— What the task requires —
Copy, without any alteration, the lines from the one that includes "Convert this screenshot" up to and including the one that includes "0 0 1.597-1.16z';".

____ Records supplied

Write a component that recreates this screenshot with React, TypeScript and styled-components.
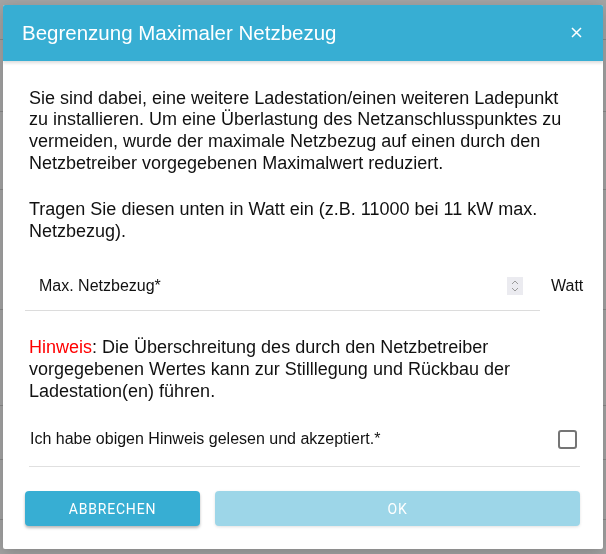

________
____ Records supplied

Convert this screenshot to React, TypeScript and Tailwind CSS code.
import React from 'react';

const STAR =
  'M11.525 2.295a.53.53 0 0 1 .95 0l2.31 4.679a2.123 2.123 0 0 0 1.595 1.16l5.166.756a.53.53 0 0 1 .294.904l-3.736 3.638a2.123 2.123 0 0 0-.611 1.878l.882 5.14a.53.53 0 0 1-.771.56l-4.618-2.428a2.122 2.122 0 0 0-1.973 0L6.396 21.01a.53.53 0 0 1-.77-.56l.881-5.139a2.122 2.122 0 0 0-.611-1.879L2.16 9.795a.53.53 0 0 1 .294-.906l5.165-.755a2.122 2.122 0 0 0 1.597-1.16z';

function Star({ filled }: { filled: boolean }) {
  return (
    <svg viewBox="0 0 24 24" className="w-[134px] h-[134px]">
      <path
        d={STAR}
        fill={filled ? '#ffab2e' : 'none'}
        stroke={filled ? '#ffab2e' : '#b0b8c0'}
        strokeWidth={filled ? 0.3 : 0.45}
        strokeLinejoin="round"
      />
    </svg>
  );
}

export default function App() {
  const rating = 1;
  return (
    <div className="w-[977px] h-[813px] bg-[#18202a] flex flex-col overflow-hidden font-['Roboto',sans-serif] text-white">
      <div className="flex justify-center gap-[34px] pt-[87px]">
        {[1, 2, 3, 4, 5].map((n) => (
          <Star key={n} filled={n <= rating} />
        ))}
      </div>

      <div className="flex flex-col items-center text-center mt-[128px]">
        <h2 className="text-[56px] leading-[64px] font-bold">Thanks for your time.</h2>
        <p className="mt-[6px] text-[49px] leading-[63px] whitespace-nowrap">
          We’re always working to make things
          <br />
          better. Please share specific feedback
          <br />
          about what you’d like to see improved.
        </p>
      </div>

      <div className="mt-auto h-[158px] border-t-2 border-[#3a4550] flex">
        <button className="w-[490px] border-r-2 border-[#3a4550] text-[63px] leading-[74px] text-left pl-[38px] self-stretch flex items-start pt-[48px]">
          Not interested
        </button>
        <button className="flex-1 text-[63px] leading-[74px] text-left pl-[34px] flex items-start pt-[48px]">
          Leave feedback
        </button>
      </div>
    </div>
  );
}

________
____ Records supplied

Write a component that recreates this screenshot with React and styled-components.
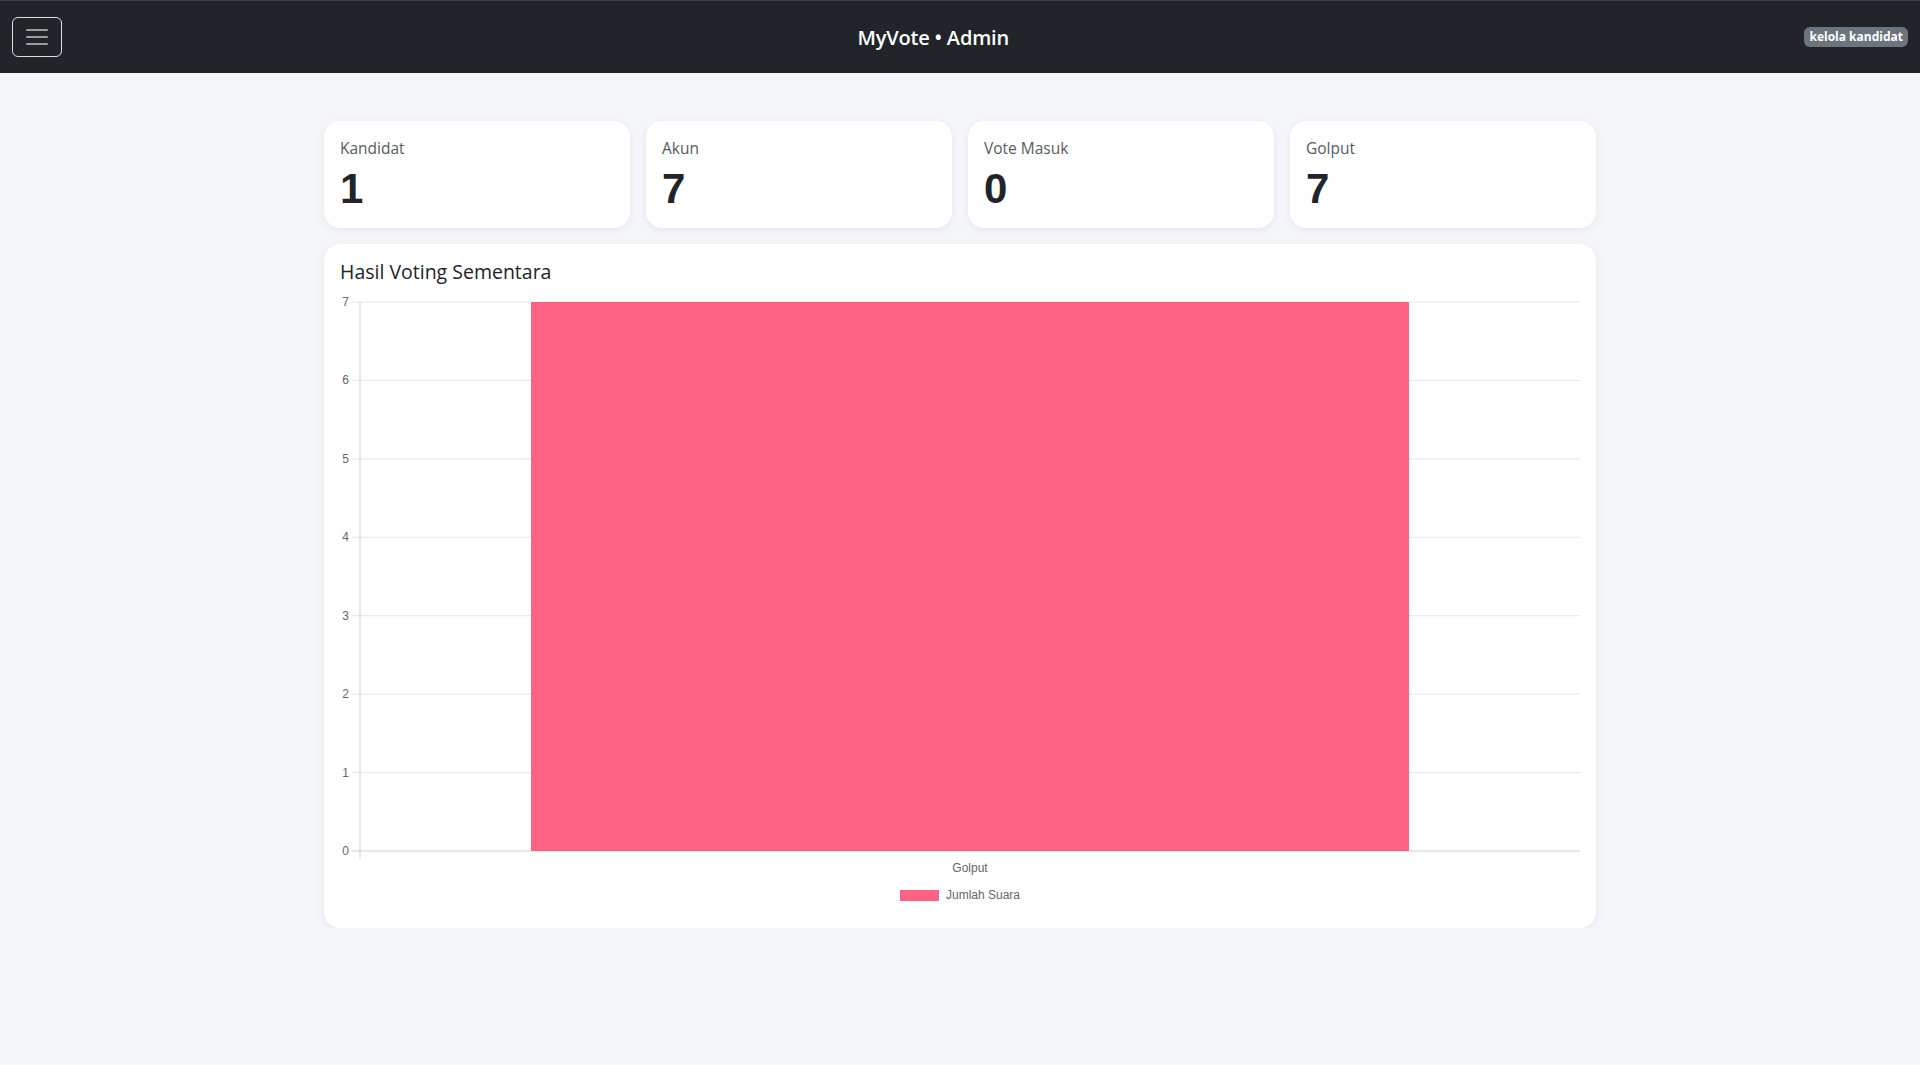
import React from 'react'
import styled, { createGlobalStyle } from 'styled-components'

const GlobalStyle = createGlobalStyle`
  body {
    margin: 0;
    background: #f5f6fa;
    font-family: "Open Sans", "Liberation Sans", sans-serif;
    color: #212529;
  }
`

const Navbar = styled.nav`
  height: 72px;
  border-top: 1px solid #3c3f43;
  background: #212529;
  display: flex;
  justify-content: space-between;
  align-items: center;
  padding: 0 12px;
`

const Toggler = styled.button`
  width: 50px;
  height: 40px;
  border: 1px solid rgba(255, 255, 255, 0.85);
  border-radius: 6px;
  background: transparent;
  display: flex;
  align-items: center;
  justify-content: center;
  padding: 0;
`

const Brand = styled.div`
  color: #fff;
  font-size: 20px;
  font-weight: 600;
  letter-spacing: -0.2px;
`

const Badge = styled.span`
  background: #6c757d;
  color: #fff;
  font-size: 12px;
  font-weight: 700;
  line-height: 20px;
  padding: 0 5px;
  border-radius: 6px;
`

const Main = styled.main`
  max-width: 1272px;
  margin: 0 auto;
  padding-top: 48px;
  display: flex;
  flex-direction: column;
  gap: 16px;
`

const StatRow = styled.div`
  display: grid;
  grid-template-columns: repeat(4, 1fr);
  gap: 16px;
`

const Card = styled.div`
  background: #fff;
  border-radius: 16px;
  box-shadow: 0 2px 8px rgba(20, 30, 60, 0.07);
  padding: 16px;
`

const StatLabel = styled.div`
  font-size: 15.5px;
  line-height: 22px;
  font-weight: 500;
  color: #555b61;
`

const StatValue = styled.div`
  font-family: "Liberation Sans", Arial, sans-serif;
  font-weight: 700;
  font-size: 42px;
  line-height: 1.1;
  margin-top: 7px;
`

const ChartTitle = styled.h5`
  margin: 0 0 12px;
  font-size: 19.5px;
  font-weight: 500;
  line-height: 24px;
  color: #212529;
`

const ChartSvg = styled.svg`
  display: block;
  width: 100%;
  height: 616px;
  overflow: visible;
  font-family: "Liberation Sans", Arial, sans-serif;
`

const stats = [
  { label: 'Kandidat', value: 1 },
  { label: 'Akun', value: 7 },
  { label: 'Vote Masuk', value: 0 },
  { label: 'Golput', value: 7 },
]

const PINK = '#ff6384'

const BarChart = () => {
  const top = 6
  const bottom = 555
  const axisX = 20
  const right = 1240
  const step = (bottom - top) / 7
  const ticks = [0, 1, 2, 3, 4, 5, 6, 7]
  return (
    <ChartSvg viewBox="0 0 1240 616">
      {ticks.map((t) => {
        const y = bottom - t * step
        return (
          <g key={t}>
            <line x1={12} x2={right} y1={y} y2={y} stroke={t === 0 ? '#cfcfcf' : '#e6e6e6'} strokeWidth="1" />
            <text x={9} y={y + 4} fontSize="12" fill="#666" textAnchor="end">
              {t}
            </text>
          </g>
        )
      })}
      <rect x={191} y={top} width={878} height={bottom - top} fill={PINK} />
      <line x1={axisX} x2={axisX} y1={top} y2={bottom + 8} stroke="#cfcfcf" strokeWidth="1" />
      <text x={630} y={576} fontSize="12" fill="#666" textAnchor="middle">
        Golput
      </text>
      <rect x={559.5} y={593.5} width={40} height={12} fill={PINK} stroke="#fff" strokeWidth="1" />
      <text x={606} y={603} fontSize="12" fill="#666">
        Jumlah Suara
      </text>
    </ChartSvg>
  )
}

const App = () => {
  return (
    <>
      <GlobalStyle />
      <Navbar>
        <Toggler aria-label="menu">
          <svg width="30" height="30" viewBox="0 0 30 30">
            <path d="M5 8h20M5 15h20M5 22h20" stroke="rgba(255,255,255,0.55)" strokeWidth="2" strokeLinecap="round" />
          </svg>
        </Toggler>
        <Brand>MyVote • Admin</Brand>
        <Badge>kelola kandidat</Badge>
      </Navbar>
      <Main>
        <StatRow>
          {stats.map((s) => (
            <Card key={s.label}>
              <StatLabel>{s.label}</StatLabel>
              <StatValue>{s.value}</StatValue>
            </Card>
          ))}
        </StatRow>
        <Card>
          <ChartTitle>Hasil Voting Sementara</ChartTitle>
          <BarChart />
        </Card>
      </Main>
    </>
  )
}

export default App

________

— Exercise response —
Convert this screenshot to React, TypeScript and Tailwind CSS code.
import React from 'react';

const STAR =
  'M11.525 2.295a.53.53 0 0 1 .95 0l2.31 4.679a2.123 2.123 0 0 0 1.595 1.16l5.166.756a.53.53 0 0 1 .294.904l-3.736 3.638a2.123 2.123 0 0 0-.611 1.878l.882 5.14a.53.53 0 0 1-.771.56l-4.618-2.428a2.122 2.122 0 0 0-1.973 0L6.396 21.01a.53.53 0 0 1-.77-.56l.881-5.139a2.122 2.122 0 0 0-.611-1.879L2.16 9.795a.53.53 0 0 1 .294-.906l5.165-.755a2.122 2.122 0 0 0 1.597-1.16z';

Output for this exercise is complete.